→ PROBLEM REQUIREMENTS
Below is a listing to write out in full, exactly as given, without its pictures.

→ GIVEN MATERIAL
+-------+

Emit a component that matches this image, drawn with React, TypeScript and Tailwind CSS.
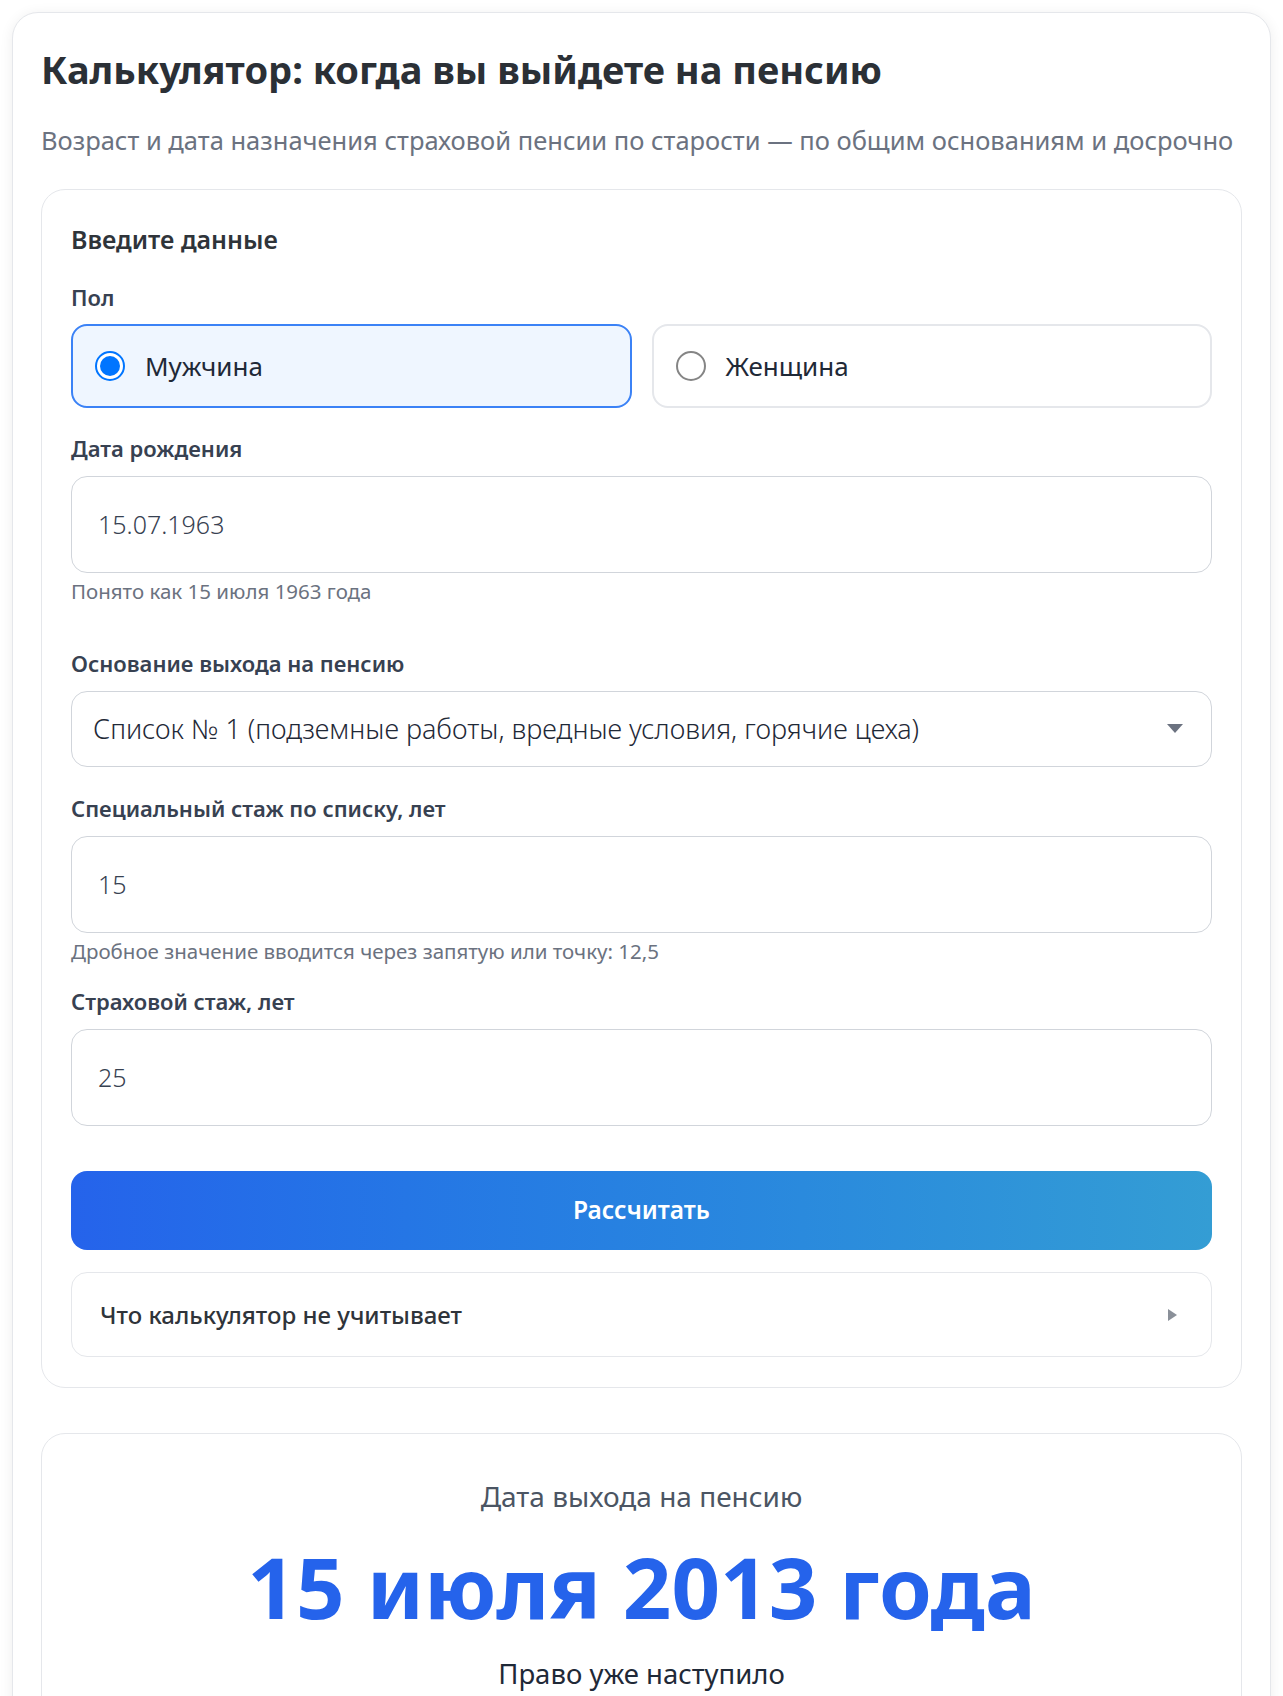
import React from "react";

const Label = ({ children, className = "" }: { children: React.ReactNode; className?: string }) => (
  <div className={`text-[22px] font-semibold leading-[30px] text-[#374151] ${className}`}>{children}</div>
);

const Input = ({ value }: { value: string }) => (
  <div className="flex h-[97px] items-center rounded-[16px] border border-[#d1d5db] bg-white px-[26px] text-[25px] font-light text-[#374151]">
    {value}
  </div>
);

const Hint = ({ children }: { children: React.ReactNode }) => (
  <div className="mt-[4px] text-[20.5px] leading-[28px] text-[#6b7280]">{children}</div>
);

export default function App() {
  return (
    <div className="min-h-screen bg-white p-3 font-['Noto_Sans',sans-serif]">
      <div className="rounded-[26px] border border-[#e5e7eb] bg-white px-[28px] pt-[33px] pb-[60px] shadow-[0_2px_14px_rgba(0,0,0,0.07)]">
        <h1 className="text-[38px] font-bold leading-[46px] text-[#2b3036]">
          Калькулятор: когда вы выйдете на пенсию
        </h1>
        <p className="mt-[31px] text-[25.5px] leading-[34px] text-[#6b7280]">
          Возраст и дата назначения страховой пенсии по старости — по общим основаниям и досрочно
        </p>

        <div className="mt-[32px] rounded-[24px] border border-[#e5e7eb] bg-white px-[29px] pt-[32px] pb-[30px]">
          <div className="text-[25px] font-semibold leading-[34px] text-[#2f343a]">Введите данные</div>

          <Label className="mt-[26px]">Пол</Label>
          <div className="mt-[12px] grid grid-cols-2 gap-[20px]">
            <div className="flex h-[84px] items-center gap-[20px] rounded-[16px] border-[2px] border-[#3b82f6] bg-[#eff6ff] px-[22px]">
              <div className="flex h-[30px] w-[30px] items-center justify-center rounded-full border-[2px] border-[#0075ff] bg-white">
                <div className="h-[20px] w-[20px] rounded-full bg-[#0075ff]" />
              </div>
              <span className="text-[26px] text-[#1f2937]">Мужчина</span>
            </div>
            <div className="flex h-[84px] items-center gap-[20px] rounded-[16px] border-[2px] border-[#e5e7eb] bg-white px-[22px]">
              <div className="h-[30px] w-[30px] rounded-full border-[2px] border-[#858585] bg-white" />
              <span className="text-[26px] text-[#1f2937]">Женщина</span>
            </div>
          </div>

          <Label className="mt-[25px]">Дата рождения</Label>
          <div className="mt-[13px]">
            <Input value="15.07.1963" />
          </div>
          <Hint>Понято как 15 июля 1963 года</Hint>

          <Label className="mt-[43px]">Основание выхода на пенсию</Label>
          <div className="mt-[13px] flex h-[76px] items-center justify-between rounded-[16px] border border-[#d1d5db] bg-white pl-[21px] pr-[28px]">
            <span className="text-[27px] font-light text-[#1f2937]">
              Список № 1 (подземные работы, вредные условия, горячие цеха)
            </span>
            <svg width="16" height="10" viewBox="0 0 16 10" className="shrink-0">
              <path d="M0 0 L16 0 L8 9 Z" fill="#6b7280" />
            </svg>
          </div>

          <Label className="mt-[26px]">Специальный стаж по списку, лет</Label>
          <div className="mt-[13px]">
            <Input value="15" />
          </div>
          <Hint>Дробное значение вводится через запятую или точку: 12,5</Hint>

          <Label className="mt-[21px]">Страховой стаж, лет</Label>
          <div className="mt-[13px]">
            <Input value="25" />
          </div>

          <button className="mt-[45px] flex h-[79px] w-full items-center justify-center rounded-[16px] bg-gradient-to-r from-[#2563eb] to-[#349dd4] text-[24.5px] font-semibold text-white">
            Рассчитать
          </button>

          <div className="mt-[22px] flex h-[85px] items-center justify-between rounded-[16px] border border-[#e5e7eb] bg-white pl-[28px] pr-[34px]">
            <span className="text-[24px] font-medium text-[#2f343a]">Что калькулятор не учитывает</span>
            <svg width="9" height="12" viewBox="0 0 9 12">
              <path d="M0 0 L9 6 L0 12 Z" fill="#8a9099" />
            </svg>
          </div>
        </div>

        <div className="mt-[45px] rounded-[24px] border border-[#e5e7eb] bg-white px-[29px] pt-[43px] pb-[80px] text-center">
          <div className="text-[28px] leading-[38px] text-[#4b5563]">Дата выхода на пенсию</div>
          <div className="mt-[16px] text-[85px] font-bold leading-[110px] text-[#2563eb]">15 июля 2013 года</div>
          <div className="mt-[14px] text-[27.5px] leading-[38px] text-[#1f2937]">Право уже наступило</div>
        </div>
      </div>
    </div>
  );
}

+-------+

→ ANSWER IN FULL
Emit a component that matches this image, drawn with React, TypeScript and Tailwind CSS.
import React from "react";

const Label = ({ children, className = "" }: { children: React.ReactNode; className?: string }) => (
  <div className={`text-[22px] font-semibold leading-[30px] text-[#374151] ${className}`}>{children}</div>
);

const Input = ({ value }: { value: string }) => (
  <div className="flex h-[97px] items-center rounded-[16px] border border-[#d1d5db] bg-white px-[26px] text-[25px] font-light text-[#374151]">
    {value}
  </div>
);

const Hint = ({ children }: { children: React.ReactNode }) => (
  <div className="mt-[4px] text-[20.5px] leading-[28px] text-[#6b7280]">{children}</div>
);

export default function App() {
  return (
    <div className="min-h-screen bg-white p-3 font-['Noto_Sans',sans-serif]">
      <div className="rounded-[26px] border border-[#e5e7eb] bg-white px-[28px] pt-[33px] pb-[60px] shadow-[0_2px_14px_rgba(0,0,0,0.07)]">
        <h1 className="text-[38px] font-bold leading-[46px] text-[#2b3036]">
          Калькулятор: когда вы выйдете на пенсию
        </h1>
        <p className="mt-[31px] text-[25.5px] leading-[34px] text-[#6b7280]">
          Возраст и дата назначения страховой пенсии по старости — по общим основаниям и досрочно
        </p>

        <div className="mt-[32px] rounded-[24px] border border-[#e5e7eb] bg-white px-[29px] pt-[32px] pb-[30px]">
          <div className="text-[25px] font-semibold leading-[34px] text-[#2f343a]">Введите данные</div>

          <Label className="mt-[26px]">Пол</Label>
          <div className="mt-[12px] grid grid-cols-2 gap-[20px]">
            <div className="flex h-[84px] items-center gap-[20px] rounded-[16px] border-[2px] border-[#3b82f6] bg-[#eff6ff] px-[22px]">
              <div className="flex h-[30px] w-[30px] items-center justify-center rounded-full border-[2px] border-[#0075ff] bg-white">
                <div className="h-[20px] w-[20px] rounded-full bg-[#0075ff]" />
              </div>
              <span className="text-[26px] text-[#1f2937]">Мужчина</span>
            </div>
            <div className="flex h-[84px] items-center gap-[20px] rounded-[16px] border-[2px] border-[#e5e7eb] bg-white px-[22px]">
              <div className="h-[30px] w-[30px] rounded-full border-[2px] border-[#858585] bg-white" />
              <span className="text-[26px] text-[#1f2937]">Женщина</span>
            </div>
          </div>

          <Label className="mt-[25px]">Дата рождения</Label>
          <div className="mt-[13px]">
            <Input value="15.07.1963" />
          </div>
          <Hint>Понято как 15 июля 1963 года</Hint>

          <Label className="mt-[43px]">Основание выхода на пенсию</Label>
          <div className="mt-[13px] flex h-[76px] items-center justify-between rounded-[16px] border border-[#d1d5db] bg-white pl-[21px] pr-[28px]">
            <span className="text-[27px] font-light text-[#1f2937]">
              Список № 1 (подземные работы, вредные условия, горячие цеха)
            </span>
            <svg width="16" height="10" viewBox="0 0 16 10" className="shrink-0">
              <path d="M0 0 L16 0 L8 9 Z" fill="#6b7280" />
            </svg>
          </div>

          <Label className="mt-[26px]">Специальный стаж по списку, лет</Label>
          <div className="mt-[13px]">
            <Input value="15" />
          </div>
          <Hint>Дробное значение вводится через запятую или точку: 12,5</Hint>

          <Label className="mt-[21px]">Страховой стаж, лет</Label>
          <div className="mt-[13px]">
            <Input value="25" />
          </div>

          <button className="mt-[45px] flex h-[79px] w-full items-center justify-center rounded-[16px] bg-gradient-to-r from-[#2563eb] to-[#349dd4] text-[24.5px] font-semibold text-white">
            Рассчитать
          </button>

          <div className="mt-[22px] flex h-[85px] items-center justify-between rounded-[16px] border border-[#e5e7eb] bg-white pl-[28px] pr-[34px]">
            <span className="text-[24px] font-medium text-[#2f343a]">Что калькулятор не учитывает</span>
            <svg width="9" height="12" viewBox="0 0 9 12">
              <path d="M0 0 L9 6 L0 12 Z" fill="#8a9099" />
            </svg>
          </div>
        </div>

        <div className="mt-[45px] rounded-[24px] border border-[#e5e7eb] bg-white px-[29px] pt-[43px] pb-[80px] text-center">
          <div className="text-[28px] leading-[38px] text-[#4b5563]">Дата выхода на пенсию</div>
          <div className="mt-[16px] text-[85px] font-bold leading-[110px] text-[#2563eb]">15 июля 2013 года</div>
          <div className="mt-[14px] text-[27.5px] leading-[38px] text-[#1f2937]">Право уже наступило</div>
        </div>
      </div>
    </div>
  );
}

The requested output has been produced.